From the Chambal ravines, Phoolan had indeed come a long way, fighting every inch of it. The images of a diminutive woman in trousers, with a shawl thrown carelessly around her shoulders, a red bandana on her head, and an oversized gun in her hands at the time of her surrender to the Madhya Pradesh government in 1983 leave one wondering how she rose to become a people's representative, fight for the rights of the oppressed, and create a niche for herself in the world of politics dominated by men. But she did it. She got elected to the Lok Sabha twice in the face of adversity. Her physical presence may not have created ripples in the caste politics of U.P. as the elections approach, but her death will certainly do that.

The S.P.'s attempt to draw political mileage from Phoolan's death only serves to highlight the course U.P. politics has taken since the V.P. Singh government at the Centre decided to implement the Mandal Commission's recommendations on reservations. Mulayam Singh Yadav's decision to field Phoolan in Mirzapur in 1996 was primarily driven by considerations of caste arithmetic. The constituency has a significant population of Thakurs, besides Malhas and Julahas (weavers). His calculation was that if the Malhas and the Julahas got together, it was not difficult to beat the Thakurs. He was right. Phoolan, despite her background as a bandit, won the election with a convincing margin. After all, who could have symbolised the oppression unleashed by Thakurs in rural U.P. better than Phoolan, who was driven into the Chambal ravines by her traumatic experiences? She won despite the "vidhwa rath" (widow chariot) taken out by the widows of 20 Thakurs killed by her at Behmai in February 1981 and the propaganda by the BJP candidate who highlighted Phoolan's lack of education, her violent past and the fact that she faced 48 criminal cases, including for 22 murder charges.
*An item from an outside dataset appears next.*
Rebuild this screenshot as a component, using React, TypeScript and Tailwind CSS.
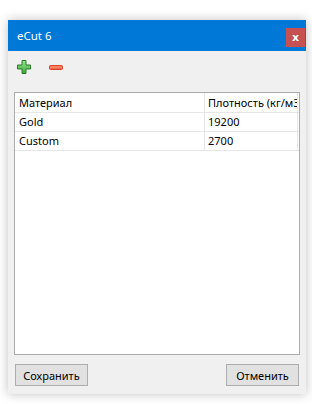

Phoolan lost the next round of parliamentary elections in 1998. But she bounced back to win in 1999, owing mainly to her rapport with her constituents and the hard work that she had put in as an MP. She came to be viewed as a saviour by many in her constituency, which was evident from the almost perpetual throng of supporters at her Ashoka Road residence. Her grieving supporters said after her death that nobody ever went back empty-handed from her house.

During the winter session of Parliament she was seen leading a group of supporters to Parliament House. She said: "They should see the proceedings. Then only would they understand how hard we fight for them. Then only would they understand the meaning of democracy."

The scanty details revealed by Pankaj alias Sher Singh Rana, the prime suspect in the case, indicated that the motive for the murder was personal rather than political. Pankaj, who was arrested at Dehra Dun on July 27, said that he killed Phoolan to avenge the 1981 massacre of Thakurs at Behmai. The Delhi Police, however, was looking at the possible involvement of her husband Ummed Singh, owing to property disputes and her threat to leave him out of her will. Besides, the police were also examining whether Phoolan's turbulent marriage with Ummed and the involvement of Uma Kashyap, an associate of Phoolan, in the matter had something to do with the murder. On the day of the murder, Uma Kashyap was said to have reached Delhi in a car that Pankaj drove from Roorkee. She was reportedly in Phoolan's house at the time of the murder.

The murder has put the Centre in the dock as far as the question of security of VIPs is concerned. VIP security has been a topic of discussion ever since the assassination of Indira Gandhi. The killers pumped bullets into Phoolan from a point-blank range, drove away in a car, abandoned it a little distance away, took an autorickshaw to the Inter State Bus Terminus, and allegedly boarded a bus to Dehra Dun. In short, they literally got away with murder in a high-security region. The spot of the crime is barely a kilometre from Parliament House and the Parliament Street Police Station.